Here is a view uphill:And a view downhill:[A nice snow started falling and I was relieved to be on foot]

The size of the component rocks in this smeared-out pile are significant. They match the sizes used in the Framingham examples, and the Berlin examples. This same rock sizes appear in one of two examples from a subsequent walk. The main significance is how different it is from another pile discussed below.

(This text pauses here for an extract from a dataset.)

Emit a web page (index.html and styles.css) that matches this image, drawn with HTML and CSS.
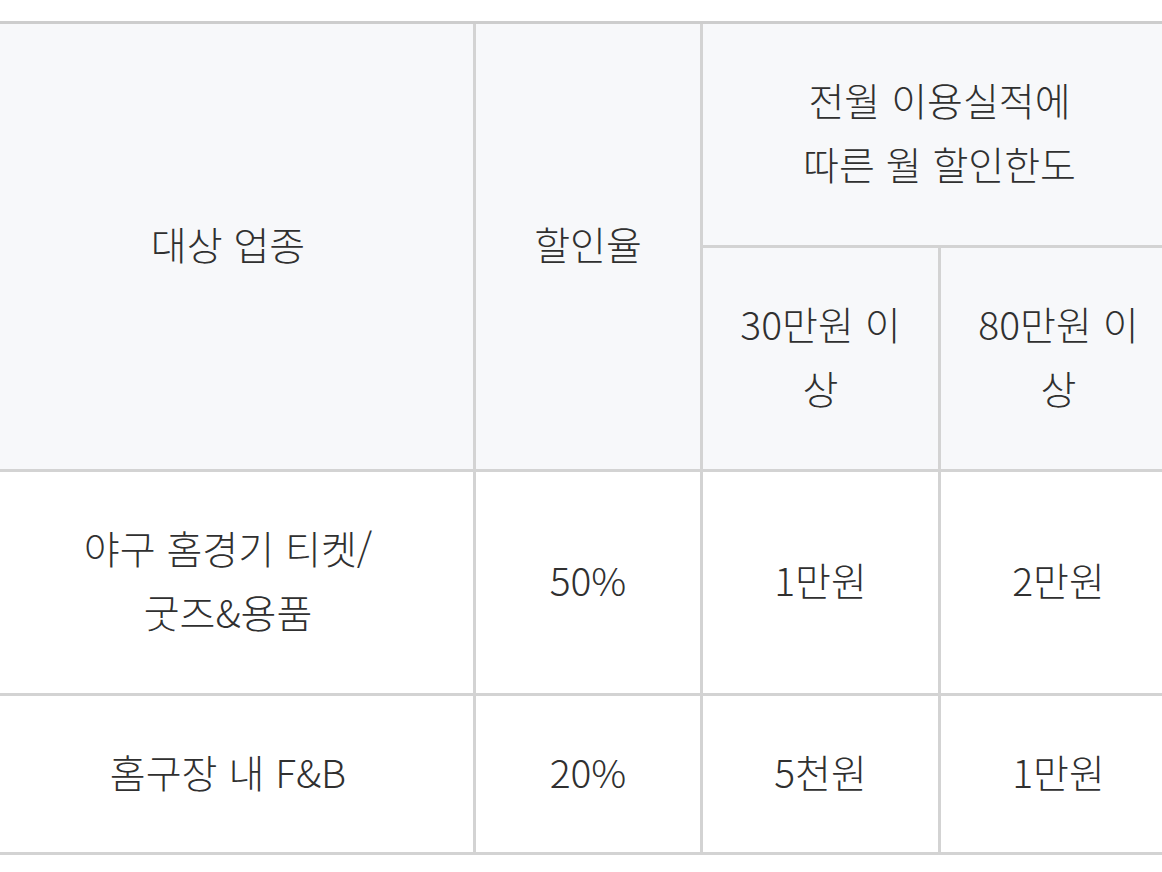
FILE: index.html
```html
<!DOCTYPE html>
<html lang="ko">
<head>
<meta charset="utf-8">
<link rel="stylesheet" href="styles.css">
</head>
<body>
<div class="frame">
<table class="benefit">
  <colgroup>
    <col class="c1"><col class="c2"><col class="c3"><col class="c4">
  </colgroup>
  <thead>
    <tr>
      <th rowspan="2">대상 업종</th>
      <th rowspan="2">할인율</th>
      <th colspan="2" class="last">전월 이용실적에<br>따른 월 할인한도</th>
    </tr>
    <tr>
      <th>30만원 이상</th>
      <th class="last">80만원 이상</th>
    </tr>
  </thead>
  <tbody>
    <tr>
      <td>야구 홈경기 티켓/<br>굿즈&amp;용품</td>
      <td>50%</td>
      <td>1만원</td>
      <td class="last">2만원</td>
    </tr>
    <tr class="short">
      <td>홈구장 내 F&amp;B</td>
      <td>20%</td>
      <td>5천원</td>
      <td class="last">1만원</td>
    </tr>
  </tbody>
</table>
</div>
</body>
</html>
```

FILE: styles.css
```css
html, body {
  margin: 0;
  padding: 0;
  background: #ffffff;
  overflow: hidden;
}

.frame {
  width: 1220px;
  margin-left: -17px;
  padding-top: 21px;
}

.benefit {
  table-layout: fixed;
  border-collapse: separate;
  border-spacing: 0;
  width: 1193px;
  border-top: 3px solid #cdcdcd;
  font-family: "Noto Sans CJK KR", "Noto Sans", sans-serif;
  font-size: 39px;
  line-height: 64px;
  color: #303030;
}

.c1 { width: 493px; }
.c2 { width: 227px; }
.c3 { width: 238px; }
.c4 { width: 235px; }

.benefit th,
.benefit td {
  box-sizing: border-box;
  padding: 43px 24px 50px;
  text-align: center;
  vertical-align: middle;
  font-weight: 300;
  border-right: 3px solid #d3d3d3;
  border-bottom: 3px solid #d3d3d3;
}

.benefit th {
  background: #f7f8fa;
}

.benefit td {
  background: #ffffff;
}

.benefit .last {
  border-right: none;
}

.benefit tr.short td {
  padding-top: 43px;
  padding-bottom: 49px;
}
```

Last weekend I managed to get FFC out of Carlisle for a short walk downhill from the Harvard U. Observatory. He knows people everywere and we ended up parking at the house of a friend-of-friend on Cleeves Hill Rd, and accessing the woods directly behind the house. Almost immediately we got up to the top of the ridge, and almost immediately located a large broken down rock pile (at "C") that was definately at an overlook, definately made from similar sized component rocks. To me, this feels a lot like these chambered cairns discussed earlier.
Note the view eastward:
Note the size of the component rocks - overall largish. So the attributes worth noting are:
  • good view eastward
  • rectangular and large ~25' sides
  • large component rocks but not too large to carry
Another smaller pile was just over the curve of land 20 yards to the side:

Contrast that with what else we found up there on Oak Hill. At "D" we came across something that was quite different and just enough like field clearning to make me unsure. This was a big 20 yards long berm at the crest of a ridge made mostly of smaller component rocks.
Actually the pile was hooked around like a "J" with the long berm as the main stem of that letter.
At one end of the berm was loose dumped rocks, suggesting a practical agrarian reason for this pile. At the other end of the pile, a single white rock, suggesting a ceremonial reason for this pile. Note that the component rocks are small and that this is quite a different beast from the outlook piles shown earlier. Sometime contrast with some "other" helps clarify differences between types of rock piles. This large hooked berm is unlike the rest, but at the same time similar to other berms I have seen: some in Lexington and Waltham [reminds me a little of Whipple Hill], some in Littleton [reminds me of John Hanson Mitchell's "Serpent Mound" at Sarah Doublet] and one in Princeton overlooking Watchusett Reservoir. [Sorry there are no better pictures.] As we returned from that high point, there were several other beaten down structures made from similar small component rocks. Seems to me that the rock harvesting mechanism is a significant classifyer of a type of rock pile. Since these component rocks seem to have come from a similar mechanism, located near to it, it makes sense to group these with the large berm. Here was another berm-like structure forming the edge of the ridge.And here was a small rectangular pavement of cobbles in a bit of a hollow along the wall. So, some rather diverse structures up near "D" which cannot be completely disassociated from practical agrarian purposes, even though the large hooked berm is quite interesting and comparable to berms in other places. The sites at "B" and "C" may be candidates for a new site classification involving ridge crests and outlooks.


After that nice day, the weather got colder, I got in one more walk, then it started snowing again, which it is doing now.